We were fortunate that we arrived in this region just as the park had reopened after one of these closures. But maybe that’s why we found it so busy? Arriving with our guide Christian just before the opening time of 8.00 AM we found a long queue at the ticket office and a number of vehicles clustered around the gate. Christian immediately joined the queue to buy our tickets. Even so, it was half an hour before he returned with them and with wristbands we were required to wear.
Our hike in the park
Some walks are tougher than others, especially for those of us less used to hiking and with joints that don’t always work as well as we’d like! Often a difficult hike is labelled as such, as is an easier one; but in my experience these labels don’t always reflect my reality! So it was in Tayrona National Park.
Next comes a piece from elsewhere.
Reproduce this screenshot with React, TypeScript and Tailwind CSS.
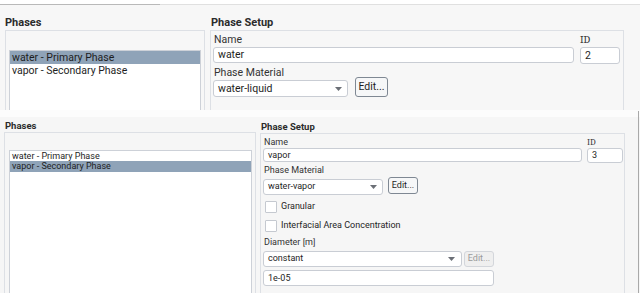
import React from 'react';

const font = { fontFamily: 'Roboto, "Liberation Sans", sans-serif' };

function Arrow({ className = '' }: { className?: string }) {
  return (
    <svg width="7" height="4" viewBox="0 0 7 4" className={className}>
      <path d="M0 0 L7 0 L3.5 4 Z" fill="#6b6f76" />
    </svg>
  );
}

function TopShot() {
  return (
    <div className="h-[110px] overflow-hidden bg-[#f7f7f7] text-[#1e1e1e]">
      <div className="h-[4px] bg-white" />
      <div className="flex h-px">
        <div className="w-[160px] bg-[#b9b9b9]" />
        <div className="flex-1 bg-[#e0e0e0]" />
      </div>
      <div className="flex pl-[5px] gap-[5px]">
        {/* Phases */}
        <div className="w-[200px]">
          <div className="h-[25px] pt-[11px] text-[11px] font-bold leading-[14px] text-[#2b2b2b]">Phases</div>
          <div className="h-[100px] border border-[#dde0e5] pt-[19px] pl-[3px] pr-[3px]">
            <div className="h-[100px] bg-white border border-[#cdd1d8] text-[10.5px] leading-[13px]">
              <div className="h-[13px] bg-[#8fa3b8] pl-[2px]">water - Primary Phase</div>
              <div className="h-[13px] pl-[2px]">vapor - Secondary Phase</div>
            </div>
          </div>
        </div>
        {/* Phase Setup */}
        <div className="w-[414px]">
          <div className="h-[25px] pt-[11px] pl-[1px] text-[11px] font-bold leading-[14px] text-[#2b2b2b]">Phase Setup</div>
          <div className="h-[100px] border border-[#dde0e5] pl-[2px]">
            <div className="flex gap-[6px]">
              <div className="w-[361px]">
                <div className="mt-[2px] h-[14px] pl-[1px] text-[10.5px] leading-[14px] text-[#333]">Name</div>
                <div className="h-[16px] rounded-[3px] border border-[#c9cdd4] bg-white pl-[4px] text-[10.5px] leading-[14px]">water</div>
              </div>
              <div className="w-[40px]">
                <div className="mt-[2px] h-[14px] text-[10.5px] leading-[14px] text-[#333] font-serif">ID</div>
                <div className="h-[17px] rounded-[3px] border border-[#c9cdd4] bg-white pl-[4px] text-[10.5px] leading-[15px]">2</div>
              </div>
            </div>
            <div className="mt-[2px] h-[14px] pl-[1px] text-[10.5px] leading-[14px] text-[#333]">Phase Material</div>
            <div className="flex items-end gap-[7px] -mt-[3px]">
              <div className="flex h-[17px] w-[135px] items-center justify-between rounded-[3px] border border-[#c9cdd4] bg-white pl-[4px] pr-[5px] text-[10.5px]">
                <span>water-liquid</span>
                <Arrow />
              </div>
              <div className="flex h-[20px] w-[33px] items-center justify-center rounded-[3px] border border-[#7f8893] bg-[#f6f7f8] text-[10.5px]">Edit...</div>
            </div>
          </div>
        </div>
      </div>
    </div>
  );
}

function BottomShot() {
  return (
    <div className="relative h-[183px] overflow-hidden bg-[#f6f6f6] text-[#1e1e1e]">
      <div className="absolute right-[1px] top-[1px] h-full w-px bg-[#a9a9a9]" />
      <div className="h-[7px] bg-[#fcfcfc]" />
      <div className="flex pl-[4px] gap-[4px]">
        {/* Phases */}
        <div className="w-[252px]">
          <div className="h-[15px] pt-[3px] pl-[1px] text-[9.5px] font-bold leading-[12px] text-[#2b2b2b]">Phases</div>
          <div className="h-[200px] border border-[#dde0e5] pt-[17px] pl-[4px] pr-[3px]">
            <div className="h-[200px] bg-white border border-[#cdd1d8] text-[9px] leading-[11px]">
              <div className="h-[10px] pl-[2px]">water - Primary Phase</div>
              <div className="h-[11px] bg-[#8fa3b8] pl-[2px]">vapor - Secondary Phase</div>
            </div>
          </div>
        </div>
        {/* Phase Setup */}
        <div className="w-[365px]">
          <div className="h-[16px] pt-[4px] pl-[1px] text-[9.5px] font-bold leading-[12px] text-[#2b2b2b]">Phase Setup</div>
          <div className="h-[200px] border border-[#dde0e5] pl-[2px]">
            <div className="flex gap-[5px]">
              <div className="w-[319px]">
                <div className="mt-[2px] h-[12px] pl-[1px] text-[9px] leading-[12px] text-[#333]">Name</div>
                <div className="h-[14px] rounded-[3px] border border-[#c9cdd4] bg-white pl-[4px] text-[9px] leading-[12px]">vapor</div>
              </div>
              <div className="w-[36px]">
                <div className="mt-[3px] h-[11px] text-[9px] leading-[11px] text-[#333] font-serif">ID</div>
                <div className="h-[15px] rounded-[3px] border border-[#c9cdd4] bg-white pl-[4px] text-[9px] leading-[13px]">3</div>
              </div>
            </div>
            <div className="mt-[1px] h-[13px] pl-[1px] text-[9px] leading-[13px] text-[#333]">Phase Material</div>
            <div className="flex items-start gap-[5px]">
              <div className="mt-[2px] flex h-[16px] w-[120px] items-center justify-between rounded-[3px] border border-[#c9cdd4] bg-white pl-[4px] pr-[5px] text-[9px]">
                <span>water-vapor</span>
                <Arrow />
              </div>
              <div className="flex h-[17px] w-[30px] items-center justify-center rounded-[3px] border border-[#7f8893] bg-[#f6f7f8] text-[9px]">Edit...</div>
            </div>
            <div className="mt-[4px] flex h-[16px] items-center gap-[4px] pl-[2px] text-[9px]">
              <div className="h-[12px] w-[12px] rounded-[1px] border border-[#c5c9d0] bg-white" />
              <span>Granular</span>
            </div>
            <div className="mt-[3px] flex h-[16px] items-center gap-[4px] pl-[2px] text-[9px]">
              <div className="h-[12px] w-[12px] rounded-[1px] border border-[#c5c9d0] bg-white" />
              <span>Interfacial Area Concentration</span>
            </div>
            <div className="mt-[2px] h-[13px] pl-[1px] text-[9px] leading-[13px] text-[#333]">Diameter [m]</div>
            <div className="mt-[2px] flex gap-[2px]">
              <div className="flex h-[16px] w-[199px] items-center justify-between rounded-[3px] border border-[#c9cdd4] bg-white pl-[4px] pr-[6px] text-[9px]">
                <span>constant</span>
                <Arrow />
              </div>
              <div className="flex h-[16px] w-[30px] items-center justify-center rounded-[3px] border border-[#d3d6db] bg-[#efefef] text-[9px] text-[#9a9a9a]">Edit...</div>
            </div>
            <div className="mt-[3px] h-[16px] w-[231px] rounded-[3px] border border-[#c9cdd4] bg-white pl-[4px] text-[9px] leading-[14px]">1e-05</div>
          </div>
        </div>
      </div>
    </div>
  );
}

export default function App() {
  return (
    <div className="w-[640px] h-[293px] overflow-hidden bg-white" style={font}>
      <TopShot />
      <BottomShot />
    </div>
  );
}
Our driver Nestor drove us along the rough track to the parking area, from where we started our hike. At first it was easy going, a mix of flat dirt path and raised boardwalk.
Christian pointed out a large spider in a web, the female Yellow String Spider. He told us the name comes from the web, which is often yellow (although this one was white), and that the male is tiny in comparison.
We saw lots of leaf cutter ants too. But the best wildlife sighting was a troop of White Fronted Capuchin Monkeys.
These were so used to people that Christian was able to feed one with a bit of guava. This caused a bit of friction and one monkey who’d missed out got quite aggressive. I’d felt it wasn’t a good idea to feed them and this backed up that impression.
In an adjacent tree we saw a solitary Colombian Red Howler Monkey, moving too fast to be photographed. The Capuchins were chasing him off.
As we continued the path became harder going, with lots of steps up and down. These were often quite rough ones on tree roots or boulders. I was very glad I’d brought my hiking pole as it would have been even more tough for me and my poor knees without it. But there were some great views to reward us for the climbs. Very ‘Lost World’, I thought!
After a while we started to hear the sea and eventually came within sight of it.
We could have walked on to reach the park’s most famous beach, Arrecifes. But as I was finding the path quite challenging (and inwardly disputing its rating as ‘easy’), Christian proposed a shortcut directly to the other beach we were to visit, Cañaveral.
This path had the other advantage of being less busy. After a short while we came to a cluster of thatched round cottages. These belonged to one of the accommodation options in the park, the Ecohabs.
There were great views of the coastline from here. The sea was a beautiful shade of turquoise and the spray created a sparkling haze that was very hard to do justice to in a photo.
We stopped for a much needed cold drink in the restaurant attached to the Ecohabs, with an equally fabulous view!
We then followed the short path down to the beach where we sat for some time enjoying the sights and sound of the waves. I took quite a few photos too, of course.
But if some of my photos give the impression that this is a tranquil tropical paradise, think again! The beach was busy with swimmers (or rather wave jumpers, as swimming wasn’t really possible in these rough seas), with sunbathers and picnickers.
Still, it was a great spot to relax after the walk and chat with Christian about his time living in Australia, how he’d coped during the pandemic and more.
Then we returned to the restaurant for a delicious lunch before walking back down a much shorter and easier path to the parking area. Nestor drove us back to the hotel where we spent the rest of the afternoon swimming and relaxing. Now, that’s my idea of easy!
Nevertheless I was glad I’d done this walk and I hope Jo will enjoy it too!